PROBLEM TO SOLVE:
Determine how many lines below hold the string "React". Reply with the number alone.

::: COLLECTED DATA

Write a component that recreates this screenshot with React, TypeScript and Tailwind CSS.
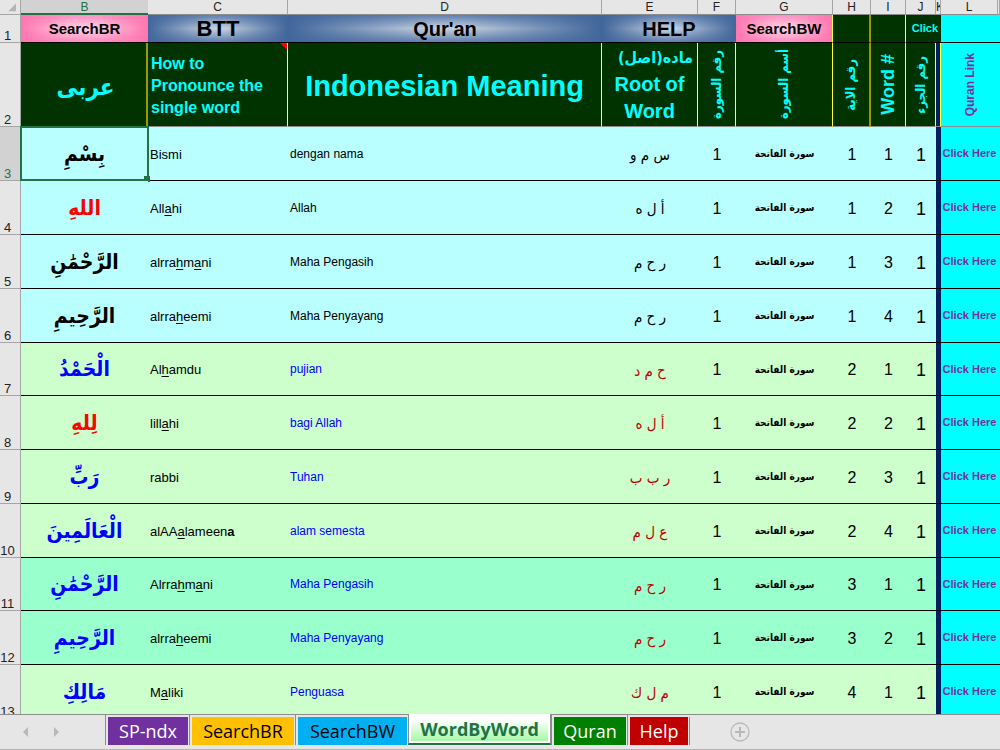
import React from "react";

type Tone = "cyan" | "green" | "mint";

interface Row {
  n: number;
  arabic: string;
  arabicColor: string;
  say: React.ReactNode;
  meaning: string;
  root: string;
  aya: number;
  word: number;
  tone: Tone;
}

const U = ({ children }: { children: React.ReactNode }) => (
  <span className="underline underline-offset-2">{children}</span>
);

const rows: Row[] = [
  { n: 3, arabic: "بِسْمِ", arabicColor: "text-black", say: "Bismi", meaning: "dengan nama", root: "س م و", aya: 1, word: 1, tone: "cyan" },
  { n: 4, arabic: "اللهِ", arabicColor: "text-[#ff0000]", say: <>All<U>a</U>hi</>, meaning: "Allah", root: "أ ل ه", aya: 1, word: 2, tone: "cyan" },
  { n: 5, arabic: "الرَّحْمَٰنِ", arabicColor: "text-black", say: <>alrra<U>h</U>m<U>a</U>ni</>, meaning: "Maha Pengasih", root: "ر ح م", aya: 1, word: 3, tone: "cyan" },
  { n: 6, arabic: "الرَّحِيمِ", arabicColor: "text-black", say: <>alrra<U>h</U>eemi</>, meaning: "Maha Penyayang", root: "ر ح م", aya: 1, word: 4, tone: "cyan" },
  { n: 7, arabic: "الْحَمْدُ", arabicColor: "text-[#0000ff]", say: <>Al<U>h</U>amdu</>, meaning: "pujian", root: "ح م د", aya: 2, word: 1, tone: "green" },
  { n: 8, arabic: "لِلهِ", arabicColor: "text-[#ff0000]", say: <>lill<U>a</U>hi</>, meaning: "bagi Allah", root: "أ ل ه", aya: 2, word: 2, tone: "green" },
  { n: 9, arabic: "رَبِّ", arabicColor: "text-[#0000ff]", say: "rabbi", meaning: "Tuhan", root: "ر ب ب", aya: 2, word: 3, tone: "green" },
  { n: 10, arabic: "الْعَالَمِينَ", arabicColor: "text-[#0000ff]", say: <>alAA<U>a</U>lameen<b>a</b></>, meaning: "alam semesta", root: "ع ل م", aya: 2, word: 4, tone: "green" },
  { n: 11, arabic: "الرَّحْمَٰنِ", arabicColor: "text-[#0000ff]", say: <>Alrra<U>h</U>m<U>a</U>ni</>, meaning: "Maha Pengasih", root: "ر ح م", aya: 3, word: 1, tone: "mint" },
  { n: 12, arabic: "الرَّحِيمِ", arabicColor: "text-[#0000ff]", say: <>alrra<U>h</U>eemi</>, meaning: "Maha Penyayang", root: "ر ح م", aya: 3, word: 2, tone: "mint" },
  { n: 13, arabic: "مَالِكِ", arabicColor: "text-[#0000ff]", say: <>M<U>a</U>liki</>, meaning: "Penguasa", root: "م ل ك", aya: 4, word: 1, tone: "green" },
];

const toneClass: Record<Tone, string> = {
  cyan: "bg-[#b9ffff]",
  green: "bg-[#ccffcc]",
  mint: "bg-[#99ffcc]",
};

const columns = [
  { id: "B", width: "w-[127px]" },
  { id: "C", width: "w-[140px]" },
  { id: "D", width: "" },
  { id: "E", width: "w-[96px]" },
  { id: "F", width: "w-[38px]" },
  { id: "G", width: "w-[97px]" },
  { id: "H", width: "w-[38px]" },
  { id: "I", width: "w-[35px]" },
  { id: "J", width: "w-[30px]" },
  { id: "K", width: "w-[5px]" },
  { id: "L", width: "w-[57px]" },
  { id: "", width: "w-[2px]" },
];

const blue =
  "bg-[linear-gradient(to_right,#41669b,#41669b00_45%,#41669b00_55%,#41669b),linear-gradient(to_bottom,#5f7fae,#c6d1e0_50%,#5f7fae)]";
const pink =
  "bg-[linear-gradient(to_right,#ff76b0,#ff76b000_40%,#ff76b000_60%,#ff76b0),linear-gradient(to_bottom,#ff8fc0,#ffd0e4_50%,#ff8fc0)]";

const head = "border-b border-b-[#8c8c8c] bg-[#003300] text-[#00ffff] font-bold";
const yellow = "border-r border-r-[#ffff33]";
const arabicFont = "font-['DejaVu_Sans_Condensed','DejaVu_Sans',sans-serif]";

function Vertical({ children }: { children: React.ReactNode }) {
  return (
    <div className="flex items-center justify-center">
      <span className="rotate-180 whitespace-nowrap [writing-mode:vertical-rl]">{children}</span>
    </div>
  );
}

function Sheet() {
  return (
    <table className="w-full table-fixed border-separate border-spacing-0">
      <colgroup>
        <col className="w-[21px]" />
        {columns.map((c) => (
          <col key={c.id} className={c.width} />
        ))}
      </colgroup>
      <thead>
        <tr className="bg-[#e6e6e6] text-xs leading-3 text-[#222222]">
          <td className="h-[15px] border-r border-b border-[#a6a6a6] p-0">
            <svg viewBox="0 0 20 14" className="block h-3 w-5" aria-hidden="true">
              <path d="M17 3v9H8z" fill="#b4b4b4" />
            </svg>
          </td>
          {columns.map((c) => (
            <th
              key={c.id}
              scope="col"
              className={`overflow-hidden p-0 font-normal ${
                c.id === "B"
                  ? "border-b-2 border-b-[#217346] bg-[#d2d2d2] text-[#217346]"
                  : "border-r border-b border-r-[#a6a6a6] border-b-[#8c8c8c]"
              }`}
            >
              {c.id}
            </th>
          ))}
        </tr>
        <tr>
          <RowHead n={1} height="h-7" />
          <td className="border-b border-black p-0">
            <button className={`block h-[27px] w-full pt-px text-[15px] font-bold ${pink}`}>SearchBR</button>
          </td>
          <td className="border-b border-black p-0">
            <button className={`block h-[27px] w-full pt-px text-[22px] leading-[26px] font-bold ${blue}`}>BTT</button>
          </td>
          <td className="border-b border-black p-0">
            <button className={`block h-[27px] w-full pt-px text-xl leading-[26px] font-bold ${blue}`}>Qur'an</button>
          </td>
          <td colSpan={2} className="border-b border-black p-0">
            <button className={`block h-[27px] w-full pt-px text-xl leading-[26px] font-bold ${blue}`}>HELP</button>
          </td>
          <td className={`border-b border-b-black p-0 ${yellow}`}>
            <button className={`block h-[27px] w-full pt-px text-[15px] font-bold ${pink}`}>SearchBW</button>
          </td>
          <td className="border-r-2 border-b border-r-[#999900] border-b-black bg-[#003300] p-0" />
          <td className={`border-b border-b-black bg-[#003300] p-0 ${yellow}`} />
          <td colSpan={2} className="border-b border-black bg-[#003300] p-0 pr-[3px] text-right text-[11px] font-bold text-[#00ffff]">
            Click
          </td>
          <td className="border-b border-black bg-[#00ffff] p-0" />
          <td className="border-b border-black bg-[#00ffff] p-0" />
        </tr>
        <tr>
          <RowHead n={2} height="h-[84px]" />
          <th scope="col" lang="ar" dir="rtl" className={`${head} ${arabicFont} border-r-2 border-r-[#999900] p-0 pt-1 text-2xl`}>
            عربى
          </th>
          <th scope="col" className={`${head} ${yellow} relative p-0 pt-0.5 pl-[3px] text-left text-base leading-[22px]`}>
            How to Pronounce the single word
            <span className="absolute top-0 right-0 size-[7px] bg-[#ff0000] [clip-path:polygon(0_0,100%_0,100%_100%)]" />
          </th>
          <th scope="col" className={`${head} ${yellow} p-0 pt-1 text-[29px]`}>
            Indonesian Meaning
          </th>
          <th scope="col" className={`${head} ${yellow} p-0 text-xl leading-[27px]`}>
            <div lang="ar" dir="rtl" className={`pr-1 text-start text-base leading-[27px] whitespace-nowrap ${arabicFont}`}>
              ماده(اصل)
            </div>
            Root of Word
          </th>
          <th scope="col" lang="ar" className={`${head} ${yellow} ${arabicFont} p-0 text-[13px]`}>
            <Vertical>رقم السورة</Vertical>
          </th>
          <th scope="col" lang="ar" className={`${head} ${yellow} ${arabicFont} p-0 text-[13px]`}>
            <Vertical>أسم السورة</Vertical>
          </th>
          <th scope="col" lang="ar" className={`${head} ${arabicFont} border-r-2 border-r-[#999900] p-0 text-[13px]`}>
            <Vertical>رقم الاية</Vertical>
          </th>
          <th scope="col" className={`${head} ${yellow} p-0 text-lg`}>
            <Vertical>Word #</Vertical>
          </th>
          <th scope="col" lang="ar" className={`${head} ${yellow} ${arabicFont} p-0 text-[13px]`}>
            <Vertical>رقم الجزء</Vertical>
          </th>
          <td className={`border-b border-b-[#8c8c8c] bg-[#002060] p-0 ${yellow}`} />
          <th scope="col" className="border-b border-[#8c8c8c] bg-[#00ffff] p-0 text-xs font-bold text-[#7030a0]">
            <Vertical>Quran Link</Vertical>
          </th>
          <td className="border-b border-[#8c8c8c] bg-[#00ffff] p-0" />
        </tr>
      </thead>
      <tbody>
        {rows.map((r) => (
          <DataRow key={r.n} row={r} />
        ))}
      </tbody>
    </table>
  );
}

function RowHead({ n, height, active = false }: { n: number; height: string; active?: boolean }) {
  return (
    <th
      scope="row"
      className={`${height} border-r border-b border-[#a6a6a6] p-0 pr-[5px] align-bottom text-[13px] leading-3 font-normal ${
        active ? "bg-[#d2d2d2] text-[#217346]" : "bg-[#e6e6e6] text-[#222222]"
      }`}
    >
      {n}
    </th>
  );
}

function DataRow({ row }: { row: Row }) {
  const cell = `border-b border-black p-0 ${toneClass[row.tone]}`;
  const blueText = row.tone === "cyan" ? "text-black" : "text-[#0000ff]";
  const redText = row.tone === "cyan" ? "text-black" : "text-[#c00000]";
  const height = row.n === 7 || row.n === 11 ? "h-[53px]" : "h-[54px]";
  return (
    <tr>
      <RowHead n={row.n} height={height} active={row.n === 3} />
      <td lang="ar" dir="rtl" className={`${cell} relative text-center text-[21px] leading-8 font-bold ${arabicFont} ${row.arabicColor}`}>
        {row.arabic}
        {row.n === 3 && (
          <span className="pointer-events-none absolute -inset-px border-2 border-[#217346]">
            <span className="absolute -right-[3px] -bottom-[3px] size-[6px] bg-[#217346]" />
          </span>
        )}
      </td>
      <td className={`${cell} pt-0.5 pl-0.5 text-[13px]`}>{row.say}</td>
      <td className={`${cell} pl-0.5 text-xs ${blueText}`}>{row.meaning}</td>
      <td lang="ar" dir="rtl" className={`${cell} pt-1 text-center text-[15px] ${arabicFont} ${redText}`}>
        {row.root}
      </td>
      <td className={`${cell} pt-0.5 text-center text-base`}>1</td>
      <td lang="ar" dir="rtl" className={`${cell} text-center text-[10px] font-bold whitespace-nowrap ${arabicFont}`}>
        سورة الفاتحة
      </td>
      <td className={`${cell} pt-0.5 text-center text-base`}>{row.aya}</td>
      <td className={`${cell} pt-0.5 text-center text-base`}>{row.word}</td>
      <td className={`${cell} pt-0.5 text-center text-lg`}>1</td>
      <td className="border-b border-black bg-[#002060] p-0" />
      <td className="border-b border-black bg-[#00ffff] p-0 text-center text-[11px] font-bold whitespace-nowrap text-[#7030a0]">
        <a href="#quran">Click Here</a>
      </td>
      <td className="border-b border-black bg-[#00ffff] p-0" />
    </tr>
  );
}

const tabs = [
  { label: "SP-ndx", style: "w-20 bg-[#7030a0] text-white" },
  { label: "SearchBR", style: "w-[102px] bg-[#ffc000] text-black" },
  { label: "SearchBW", style: "w-[109px] bg-[#00b0f0] text-black" },
  { label: "WordByWord", style: "" },
  { label: "Quran", style: "w-[72px] bg-[#008000] text-white" },
  { label: "Help", style: "w-[58px] bg-[#c00000] text-white" },
];

function TabBar() {
  return (
    <nav
      aria-label="Sheets"
      className="flex h-9 shrink-0 items-start border-y border-t-[#8c8c8c] border-b-[#b4b4b4] bg-[#e6e6e6] font-['Open_Sans','Noto_Sans',sans-serif] text-lg"
    >
      <div className="flex h-[34px] w-[105px] shrink-0 items-center gap-6 pl-[22px]">
        <button aria-label="Previous sheet">
          <svg viewBox="0 0 7 10" className="block h-2.5 w-[7px]" fill="#b8b8b8">
            <path d="M6 0v10L1 5z" />
          </svg>
        </button>
        <button aria-label="Next sheet">
          <svg viewBox="0 0 7 10" className="block h-2.5 w-[7px]" fill="#b8b8b8">
            <path d="M1 0v10l5-5z" />
          </svg>
        </button>
      </div>
      <div className="flex items-start">
        {tabs.map((t) =>
          t.label === "WordByWord" ? (
            <button
              key={t.label}
              aria-current="page"
              className="-mt-px h-[31px] w-[143px] border-x border-b-2 border-x-[#8c8c8c] border-b-[#217346] bg-[linear-gradient(to_bottom,#ffffff_20%,#9df79d)] leading-[30px] font-bold text-[#217346] inset-shadow-[0_0_0_2px_#ffffff]"
            >
              {t.label}
            </button>
          ) : (
            <div key={t.label} className="flex border-l border-[#8c8c8c] pt-0.5 pr-px pl-0.5">
              <button className={`h-7 leading-[26px] ${t.style}`}>{t.label}</button>
            </div>
          ),
        )}
        <span className="mt-0.5 h-7 w-px bg-[#8c8c8c]" />
      </div>
      <button aria-label="New sheet" className="mt-[7px] ml-10">
        <svg viewBox="0 0 20 20" className="block size-5" fill="none" stroke="#b8b8b8">
          <circle cx="10" cy="10" r="9" strokeWidth="1.3" />
          <path d="M10 5v10M5 10h10" strokeWidth="2" />
        </svg>
      </button>
    </nav>
  );
}

export default function App() {
  return (
    <div className="flex h-screen flex-col overflow-hidden bg-white font-['Liberation_Sans',Arial,sans-serif] text-black">
      <main className="min-h-0 flex-1 overflow-hidden">
        <Sheet />
      </main>
      <TabBar />
    </div>
  );
}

::::::

EXERCISE SOLUTION:
5